# Speeding up eastbound traffic on the George Washington Bridge



## MARC Rider (Aug 18, 2015)

Just got back from vacation in New England. Had an interesting experience on the GW Bridge. On the way up (Friday at lunchtime) there was a nice traffic jam on I-95 between the north end of the NJ turnpike and the bridge. (I was able to avoid most of it using US46.) On the way back (Sunday mid afternoon) the same traffIc jam on eastbound 95 but westbound was going smoothly. As far as I could figure on the eastbound trip the cause of the jam was slowing down for toll collection. Because it's a one way toll there's no problem going westbound.

I'm wondering why the port authority hasn't installed high speed EZ Pass readers for at least some of the approach lanes. They had them on the Delaware and NJ turnpikes and it's made passing through those tolls a breeze especially that toll at Newark DE which was always a nasty jam during holiday season.
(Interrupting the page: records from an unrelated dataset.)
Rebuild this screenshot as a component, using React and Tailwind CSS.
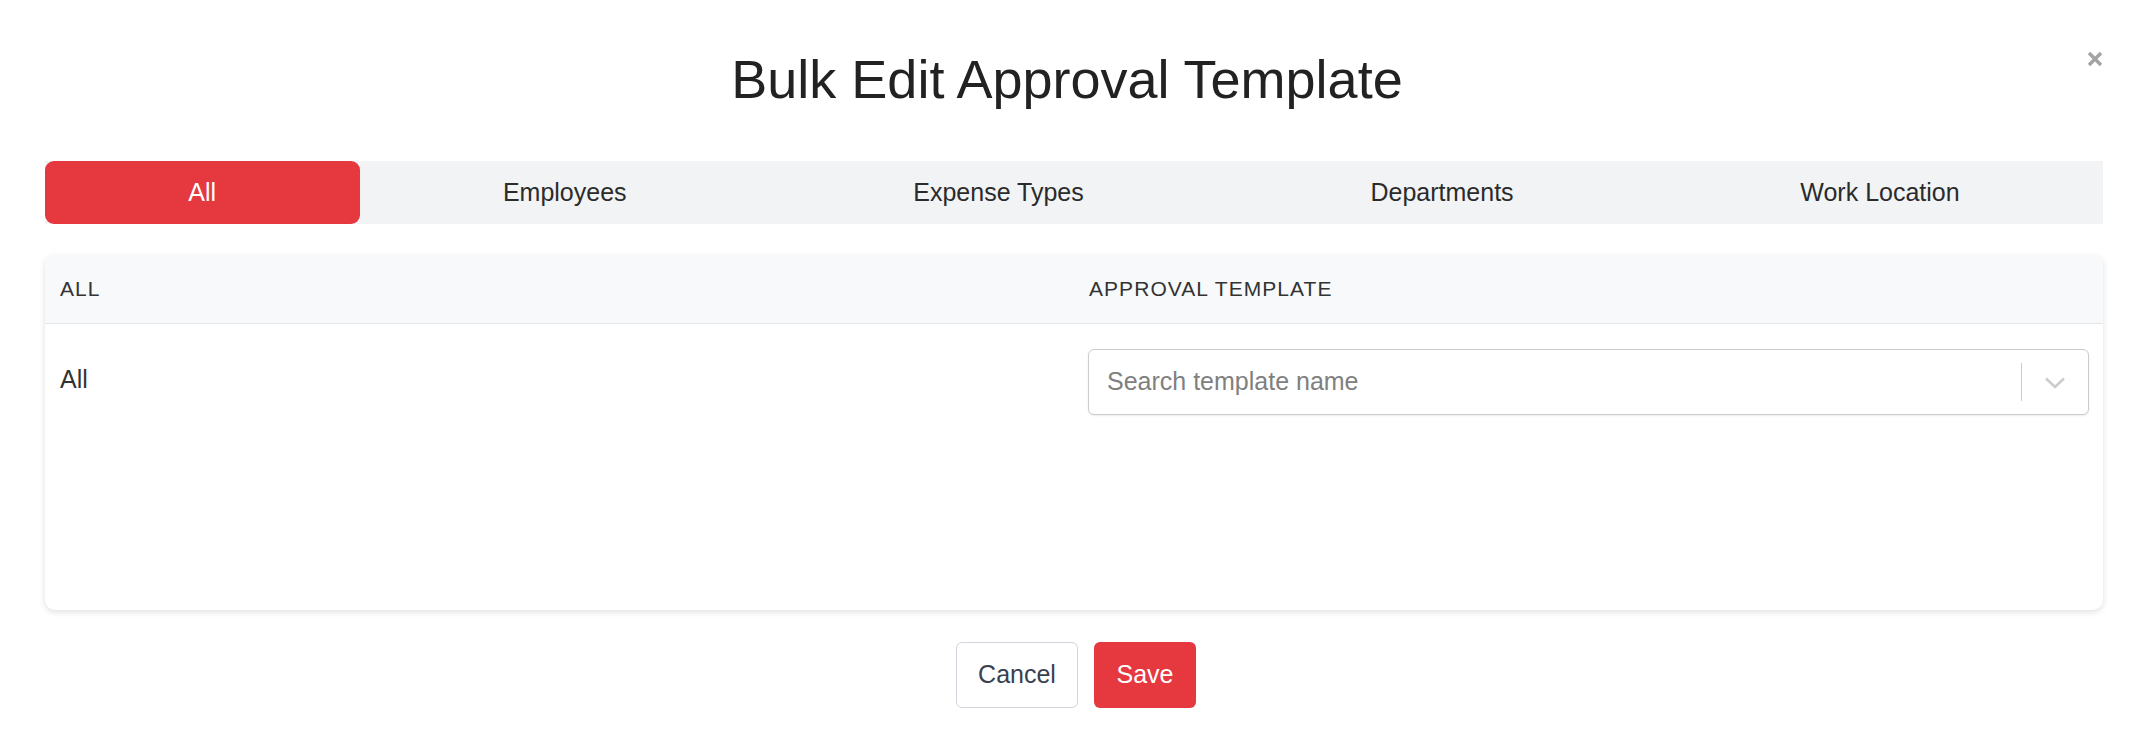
import React from "react";

const tabs = ["All", "Employees", "Expense Types", "Departments", "Work Location"];

function CloseIcon() {
  return (
    <svg width="18" height="18" viewBox="0 0 18 18" className="text-[#a3a3a3]">
      <path d="M3 3L15 15M15 3L3 15" stroke="currentColor" strokeWidth="3.4" strokeLinecap="butt" />
    </svg>
  );
}

function Chevron() {
  return (
    <svg width="24" height="15" viewBox="0 0 24 15" className="text-[#cccccc]">
      <path d="M3 3.5L12 12L21 3.5" fill="none" stroke="currentColor" strokeWidth="2.6" />
    </svg>
  );
}

export default function App() {
  return (
    <div className="relative w-[2146px] h-[734px] bg-white font-['Liberation_Sans',Arial,sans-serif] text-[#333333] pl-[45px] pr-[43px] pt-[48px]">
      <button className="absolute right-[42px] top-[50px] p-0">
        <CloseIcon />
      </button>

      <h1 className="text-center text-[54px] leading-[62px] text-[#222222] pr-[14px]">
        Bulk Edit Approval Template
      </h1>

      <div className="mt-[51px] flex bg-[#f2f3f5] h-[63px]">
        {tabs.map((t, i) => (
          <div
            key={t}
            className={
              i === 0
                ? "flex-auto flex items-center justify-center bg-[#e5383f] text-white rounded-[9px] text-[25px]"
                : "flex-auto flex items-center justify-center text-[#2b2b2b] text-[25px]"
            }
          >
            {t}
          </div>
        ))}
      </div>

      <div className="mt-[31px] rounded-[10px] bg-white shadow-[0_2px_6px_rgba(0,0,0,0.13)] overflow-hidden">
        <div className="grid grid-cols-2 h-[69px] bg-[#f8f9fa] border-b border-[#e3e5e8] items-center text-[21px] tracking-[0.05em] text-[#333333]">
          <div className="px-[15px]">ALL</div>
          <div className="px-[15px]">APPROVAL TEMPLATE</div>
        </div>
        <div className="grid grid-cols-2 h-[286px] pt-[25px]">
          <div className="px-[15px] pt-[14px] text-[25px] leading-[32px] text-[#333333]">All</div>
          <div className="px-[14px]">
            <div className="flex items-center h-[66px] border border-[#cccccc] rounded-[6px] shadow-[0_1px_2px_rgba(0,0,0,0.08)] bg-white">
              <div className="flex-1 pl-[18px] text-[25px] text-[#808080]">Search template name</div>
              <div className="w-px h-[38px] bg-[#cccccc]" />
              <div className="w-[66px] flex items-center justify-center">
                <Chevron />
              </div>
            </div>
          </div>
        </div>
      </div>

      <div className="mt-[32px] flex justify-center gap-[16px] pl-[4px]">
        <button className="h-[66px] w-[122px] border border-[#d1d5db] rounded-[6px] bg-white text-[25px] text-[#374151]">
          Cancel
        </button>
        <button className="h-[66px] w-[102px] rounded-[6px] bg-[#e5383f] text-[25px] text-white">
          Save
        </button>
      </div>
    </div>
  );
}
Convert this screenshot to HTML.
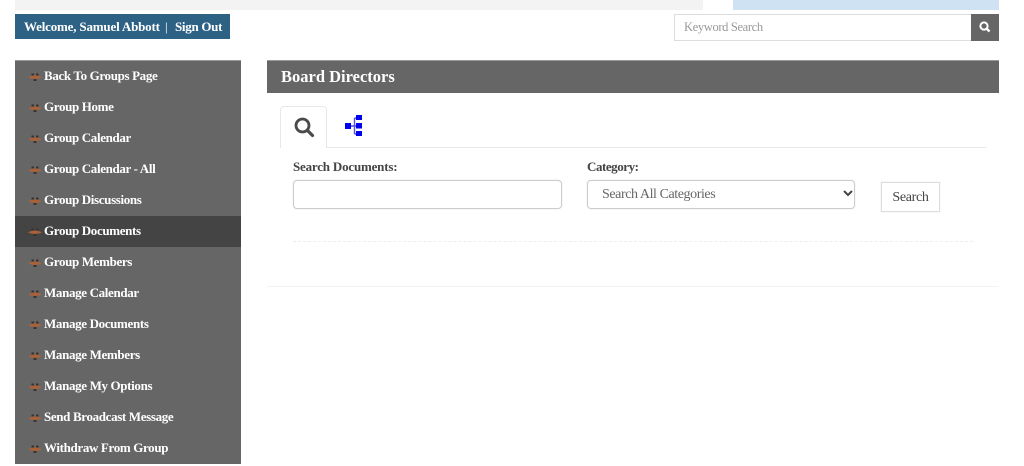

Is there a technical reason why they're not feasible or is it just bureaucratic inertia?


----------



## Thirdrail7 (Aug 18, 2015)

I think the answer is there really isn't room for these high speed readers unless they completely eliminate the toll plaza. This is because of the congestion of both sides and the fact that this bridge has two levels.

NY is a tourist region and even if you tried to put up high speed lanes, they would be useless during periods of congestion because the lanes would be blocked. the Port Authority has the problem at their Outerbridge Crossing. The Outerbridge is equipped with high speed lanes. Unfortunately, during holidays and times of congestion, they are often blocked as drivers without EZ-Pass back up on to the bridge and block the lanes.

Actually, the same can be said for the toll lanes on the NJT near the GWB. The high speed lanes are routinely blocked.


----------